For orchestration, the team considered Docker Swarm but decided to go with Kubernetes. “Kubernetes supported more of the functionality that we need,” Chen says. “Kubernetes has the API that’s integrated with all of the client, an user-friendly UI that we can just log in from our credential. And kubectl is a pretty useful command. This is really easy to use.”

The Nulab team rolls its own Kubernetes for Cacoo applications on AWS EC2 with kops. There is also other CNCF technology in the stack: Prometheus, Envoy, and gRPC.

With Kubernetes, Nulab has seen stellar results. Deploying new code to production is six times faster: 6 minutes, down from 40 minutes. “That was a big difference,” says Chen. “Before microservices, for every small change we had to wait for an hour to deploy.”

“Kubernetes has the API that’s integrated with all of the client, an user-friendly UI that we can just log in from our credential. And kubectl is a pretty useful command. This is really easy to use.”

— JAY CHEN, SOFTWARE ENGINEER AT NULAB

Kubernetes has also improved reliability: “Our SRE team doesn’t have to keep logging into our server to check why the server is down, and then restart the server,” he says. “Kubernetes manages those things. It’s self-healing. If the microservice is down, it’s just restarting automatically without any downtime.”

Microservices have, as expected, enabled Nulab’s distributed team to work more efficiently. “We are now able to assign all of the responsibility and ownership for each microservice,” Chen says. “So now we don’t really have the code merge conflict anymore. We can all work smoothly. It’s saving a lot of time for us as well.”

The new architecture, along with Kubernetes, has enabled the Cacoo team to introduce a new feature in the product: the event system, which sends a notification to all team members when a user updates a team’s diagram in Cacoo. Before, “it was difficult to build, so we postponed it,” Chen says. With the microservice architecture, “it was pretty easy to build up the whole flow to complete this feature.”

From day one on the job, Nulab’s software engineers now have a “much easier” experience, Chen says. “When we were using a monolith application, we needed to install Java and all of the product servers for each engineer. And the Java version was a really big issue for us. If the version is not exactly correct, then it failed to start. So every time we onboarded a new engineer, it took a week.”

“We are now able to assign all of the responsibility and ownership for each microservice. So now we don’t really have the code merge conflict anymore. We can all work smoothly. It’s saving a lot of time for us as well.”

— JAY CHEN, SOFTWARE ENGINEER AT NULAB

Now, it takes a day. Nulab uses Docker Compose for local development environments. “The new engineer only needs to clone one report, and everything will be installed into each container and brought up without any problem,” says Chen. “And for the engineer and the SRE team, it’s easier to manage. The kubectl command can solve everything.”

For others considering the move to microservices and Kubernetes, Chen has this advice to offer: “You cannot just remove your legacy app and just start to use microservices. You have to migrate slowly and see if each functionality is implemented correctly. So the best way to do this would be moving microservices one by one.”

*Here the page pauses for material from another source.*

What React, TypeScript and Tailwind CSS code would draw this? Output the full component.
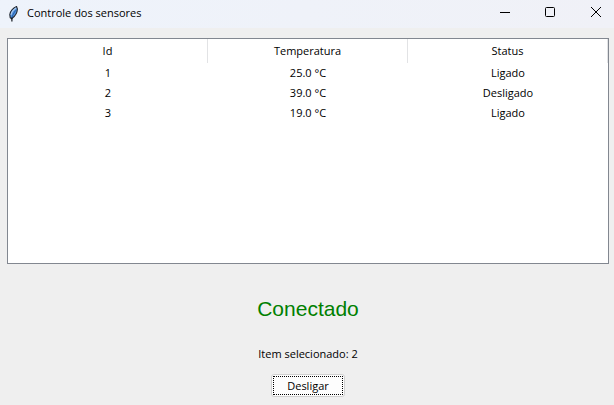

And since Nulab is still in the process of migrating, Chen recommends using RabbitMQ to communicate between microservices and the legacy app. “I think this is a pretty good solution to keep using the legacy app without too much dependency between the legacy app and microservices,” he says.

Eventually, the Nulab team wants to be fully migrated into microservices so that the legacy app can be removed completely. Says Chen: “This will save a lot of money for us.” And that potentially could be true across the Nulab organization, as the Backlog project management tool is looking to migrate next. “At first we were just experimenting with this in Cacoo, and for us it’s really successfully done,” Chen says. “So we would like to move this solution to other teams across the whole organization.”